Dothan has secured millions of dollars to get to work building a new community center on the east side of town near the Wiregrass Public Safety Center.
Mayor Mark Saliba thanked Senator Tommy Tuberville for helping secure $7.7 million in Department of Housing and Urban Development (HUD) grant funds.
The location on Ennis Road will allow local emergency response teams to hold events, and the community center will also have the opportunity to be rented out.
The city is in the design phase now, but completion is estimated to be in the next couple of years.
A Eufaula man was charged with a violation to the Endangered Species Act (ESA), his Georgia cohort receiving one of the “largest ever” fines.
Toney Jones of Eufaula was sentenced to six months of probation for the violation, but Dr. John Waldrop, a Columbus, Georgia, doctor, was ordered to pay $900,000 and serve three years probation for conspiracy to smuggle wildlife and ESA violations.
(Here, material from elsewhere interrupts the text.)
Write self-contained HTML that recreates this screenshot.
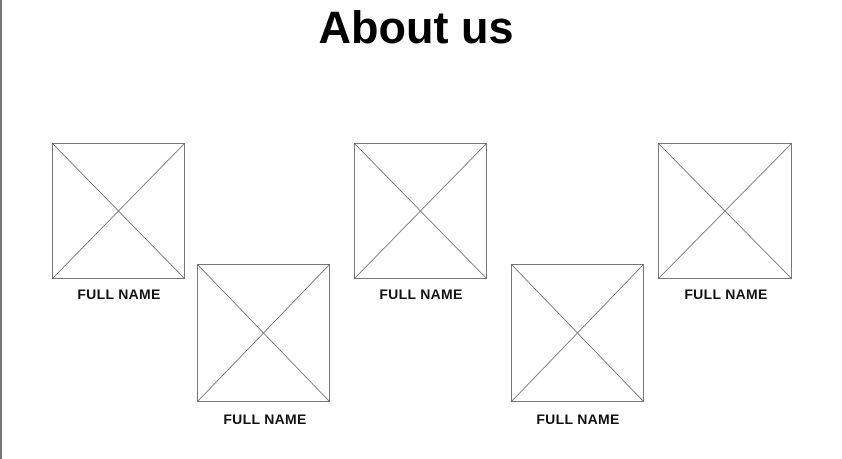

According to court documents and statements made in court, Waldrop amassed an extensive collection of 1,401 taxidermy bird mounts and 2,594 eggs which included:
Four eagles protected by the Bald and Golden Eagle Protection Act,
179 bird and 193 egg species listed in the Migratory Bird Treaty Act, and
212 bird and 32 egg species covered by the Convention on International Trade in Endangered Species of Wild Fauna and Flora (CITES). This included incredibly rare specimens like three eggs of the Nordmann’s Greenshank, an Asian shorebird with only 900 to 1,600 remaining birds in the wild; no North American museum has any Nordmann Greenshank eggs in their collection.
“Waldrop’s gigantic and rare bird collection was bolstered in part by illegal imports, where he and his enlisted co-conspirators intentionally avoided permit and declaration requirements,” said Acting Assistant Attorney General Adam Gustafson of the Justice Department’s Environment and Natural Resources Division (ENRD).
The DOJ says Waldrop imported birds and eggs without the required declarations and permits, eventually recruiting Jones, who worked on Waldrop’s Georgia farm, to receive the packages.
Jones also deposited about $525,000 in a bank account Waldrop used to pay for the imports and hide his involvement.
Waldrop and Jones used online sales sites such as eBay and Etsy to buy birds and eggs from around the world, including Germany, Hungary, Iceland, Italy, Lithuania, Malta, Russia, South Africa, the United Kingdom, and Uruguay.
An Ozark man is in custody with attempted murder charges after police say he fires several shots into an apartment in a fight with his ex-girlfriend.
Dale County Sheriffs responded to Jasmine Hills apartment complex Sunday morning around 1 a.m. and discovered several rounds had hit an apartment, missing the five people inside — two of whom were children.
Julius Noel McGuire, 31, was identified as a suspect. He had fled the scene to a nearby home.
Officers arrived at the home on Berkshire Road and found a weapon matching shell casings from the scene of the shooting.
McGuire is charged with attempted murder and shooting into an occupied building.
Investigation showed the incident arose from an argument with his ex-girlfriend. The incident is still under investigation.
Southeast Alabama Community Theatre invites the Wiregrass community back to Alabama, 1959, when a growing movement for civil rights met with resistance to the groundwork for the more dramatic protests and events that would follow in the early 1960s, including the Birmingham campaign and the Selma marches.
Kenneth Jones’ Alabama Story is a play inspired by true events! A controversial children’s book about a black rabbit marrying a white rabbit stirs the passions of a segregationist State Senator and a no-nonsense State Librarian. The author presents a fictional contrasting story of childhood friends—an African American man and a white woman of privilege, reunited in adulthood—providing private counterpoint to the public events swirling in the state capital. Political foes, star-crossed lovers, and one feisty children’s author inhabit the same page in a Deep South of the imagination that brims with humor, heartbreak, and hope.
Alabama Story performs Apr. 24-25 at 7:00 PM nightly, and there is a matinee on Saturday, Apr. 26, at 2:00 PM, at the Cultural Arts Center, located at 909 S. Saint Andrews Street in Dothan. Tickets are available for purchase at SEACT.com for $25 each. The in-person box office opens 60 minutes before curtain, with a cash bar available on Thursday and Friday. Seating begins 30 minutes before curtain.